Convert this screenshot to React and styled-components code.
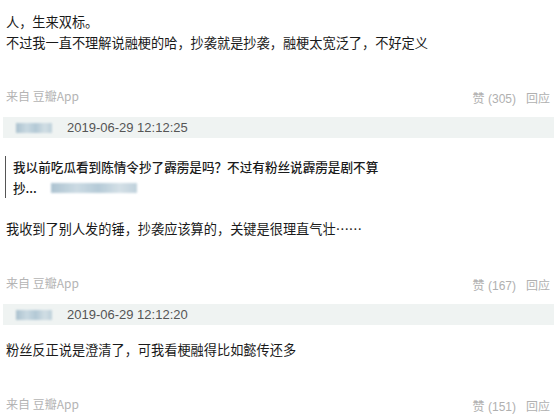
import styled, { createGlobalStyle } from "styled-components";

const GlobalStyle = createGlobalStyle`
  html, body {
    margin: 0;
    padding: 0;
    background: #ffffff;
  }
  body {
    font-family: "Noto Sans CJK SC", "Liberation Sans", sans-serif;
  }
`;

const Page = styled.div`
  width: 554px;
  height: 420px;
  overflow: hidden;
  padding: 11px 4px 0 6px;
  box-sizing: border-box;
`;

const Comment = styled.div`
  display: flex;
  flex-direction: column;
`;

const Text = styled.p`
  margin: ${(p) => p.$top || 0}px 0 0;
  font-size: 13.2px;
  line-height: 21px;
  color: #1a1a1a;
  white-space: nowrap;
`;

const Quote = styled.blockquote`
  margin: 18px 0 0 -1px;
  padding-left: 7px;
  border-left: 1px solid #555;
  font-size: 12.6px;
  line-height: 21px;
  color: #1a1a1a;
  font-weight: 500;
`;

const QuoteLine = styled.div`
  display: flex;
  align-items: center;
  white-space: nowrap;
`;

const Blur = styled.span`
  display: inline-block;
  width: ${(p) => p.$w}px;
  height: ${(p) => p.$h}px;
  margin-left: ${(p) => p.$ml || 0}px;
  background: linear-gradient(
    90deg,
    #9fb9c9 0%,
    #c3d5df 30%,
    #a9c2d1 55%,
    #cddbe3 80%,
    #b5cad6 100%
  );
  filter: blur(1.2px);
  opacity: 0.85;
`;

const Footer = styled.div`
  margin-top: ${(p) => p.$top || 35}px;
  display: flex;
  justify-content: space-between;
  align-items: flex-start;
  font-size: 12px;
  line-height: 18px;
  color: #b4b4b4;
`;

const Source = styled.span`
  padding-left: 0;
`;

const Actions = styled.span`
  display: flex;
  gap: 10px;
  padding-top: 3px;
  font-family: "Liberation Sans", "Noto Sans CJK SC", sans-serif;
  color: #b0b0b0;
`;

const Band = styled.div`
  margin: 9px -4px 0 -3px;
  height: 21px;
  display: flex;
  align-items: center;
  padding-left: 13px;
  background: #eff3f2;
`;

const Time = styled.span`
  margin-left: 15px;
  font-family: "Liberation Sans", sans-serif;
  font-size: 13px;
  color: #555;
`;

const Meta = ({ likes, top }) => (
  <Footer $top={top}>
    <Source>来自 豆瓣App</Source>
    <Actions>
      <span>赞 ({likes})</span>
      <span>回应</span>
    </Actions>
  </Footer>
);

const Stamp = ({ time }) => (
  <Band>
    <Blur $w={36} $h={10} />
    <Time>{time}</Time>
  </Band>
);

export default function App() {
  return (
    <>
      <GlobalStyle />
      <Page>
        <Comment>
          <Text>人，生来双标。</Text>
          <Text>不过我一直不理解说融梗的哈，抄袭就是抄袭，融梗太宽泛了，不好定义</Text>
          <Meta likes={305} top={34} />
          <Stamp time="2019-06-29 12:12:25" />
        </Comment>
        <Comment>
          <Quote>
            <QuoteLine>我以前吃瓜看到陈情令抄了霹雳是吗？不过有粉丝说霹雳是剧不算</QuoteLine>
            <QuoteLine>
              抄...
              <Blur $w={86} $h={10} $ml={14} />
            </QuoteLine>
          </Quote>
          <Text $top={20}>我收到了别人发的锤，抄袭应该算的，关键是很理直气壮……</Text>
          <Meta likes={167} top={35} />
          <Stamp time="2019-06-29 12:12:20" />
        </Comment>
        <Comment>
          <Text $top={14}>粉丝反正说是澄清了，可我看梗融得比如懿传还多</Text>
          <Meta likes={151} top={35} />
        </Comment>
      </Page>
    </>
  );
}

What you are asked to do — Extract all the data above exactly, excluding every picture.

Final answer —
Convert this screenshot to React and styled-components code.
import styled, { createGlobalStyle } from "styled-components";

const GlobalStyle = createGlobalStyle`
  html, body {
    margin: 0;
    padding: 0;
    background: #ffffff;
  }
  body {
    font-family: "Noto Sans CJK SC", "Liberation Sans", sans-serif;
  }
`;

const Page = styled.div`
  width: 554px;
  height: 420px;
  overflow: hidden;
  padding: 11px 4px 0 6px;
  box-sizing: border-box;
`;

const Comment = styled.div`
  display: flex;
  flex-direction: column;
`;

const Text = styled.p`
  margin: ${(p) => p.$top || 0}px 0 0;
  font-size: 13.2px;
  line-height: 21px;
  color: #1a1a1a;
  white-space: nowrap;
`;

const Quote = styled.blockquote`
  margin: 18px 0 0 -1px;
  padding-left: 7px;
  border-left: 1px solid #555;
  font-size: 12.6px;
  line-height: 21px;
  color: #1a1a1a;
  font-weight: 500;
`;

const QuoteLine = styled.div`
  display: flex;
  align-items: center;
  white-space: nowrap;
`;

const Blur = styled.span`
  display: inline-block;
  width: ${(p) => p.$w}px;
  height: ${(p) => p.$h}px;
  margin-left: ${(p) => p.$ml || 0}px;
  background: linear-gradient(
    90deg,
    #9fb9c9 0%,
    #c3d5df 30%,
    #a9c2d1 55%,
    #cddbe3 80%,
    #b5cad6 100%
  );
  filter: blur(1.2px);
  opacity: 0.85;
`;

const Footer = styled.div`
  margin-top: ${(p) => p.$top || 35}px;
  display: flex;
  justify-content: space-between;
  align-items: flex-start;
  font-size: 12px;
  line-height: 18px;
  color: #b4b4b4;
`;

const Source = styled.span`
  padding-left: 0;
`;

const Actions = styled.span`
  display: flex;
  gap: 10px;
  padding-top: 3px;
  font-family: "Liberation Sans", "Noto Sans CJK SC", sans-serif;
  color: #b0b0b0;
`;

const Band = styled.div`
  margin: 9px -4px 0 -3px;
  height: 21px;
  display: flex;
  align-items: center;
  padding-left: 13px;
  background: #eff3f2;
`;

const Time = styled.span`
  margin-left: 15px;
  font-family: "Liberation Sans", sans-serif;
  font-size: 13px;
  color: #555;
`;

const Meta = ({ likes, top }) => (
  <Footer $top={top}>
    <Source>来自 豆瓣App</Source>
    <Actions>
      <span>赞 ({likes})</span>
      <span>回应</span>
    </Actions>
  </Footer>
);

const Stamp = ({ time }) => (
  <Band>
    <Blur $w={36} $h={10} />
    <Time>{time}</Time>
  </Band>
);

export default function App() {
  return (
    <>
      <GlobalStyle />
      <Page>
        <Comment>
          <Text>人，生来双标。</Text>
          <Text>不过我一直不理解说融梗的哈，抄袭就是抄袭，融梗太宽泛了，不好定义</Text>
          <Meta likes={305} top={34} />
          <Stamp time="2019-06-29 12:12:25" />
        </Comment>
        <Comment>
          <Quote>
            <QuoteLine>我以前吃瓜看到陈情令抄了霹雳是吗？不过有粉丝说霹雳是剧不算</QuoteLine>
            <QuoteLine>
              抄...
              <Blur $w={86} $h={10} $ml={14} />
            </QuoteLine>
          </Quote>
          <Text $top={20}>我收到了别人发的锤，抄袭应该算的，关键是很理直气壮……</Text>
          <Meta likes={167} top={35} />
          <Stamp time="2019-06-29 12:12:20" />
        </Comment>
        <Comment>
          <Text $top={14}>粉丝反正说是澄清了，可我看梗融得比如懿传还多</Text>
          <Meta likes={151} top={35} />
        </Comment>
      </Page>
    </>
  );
}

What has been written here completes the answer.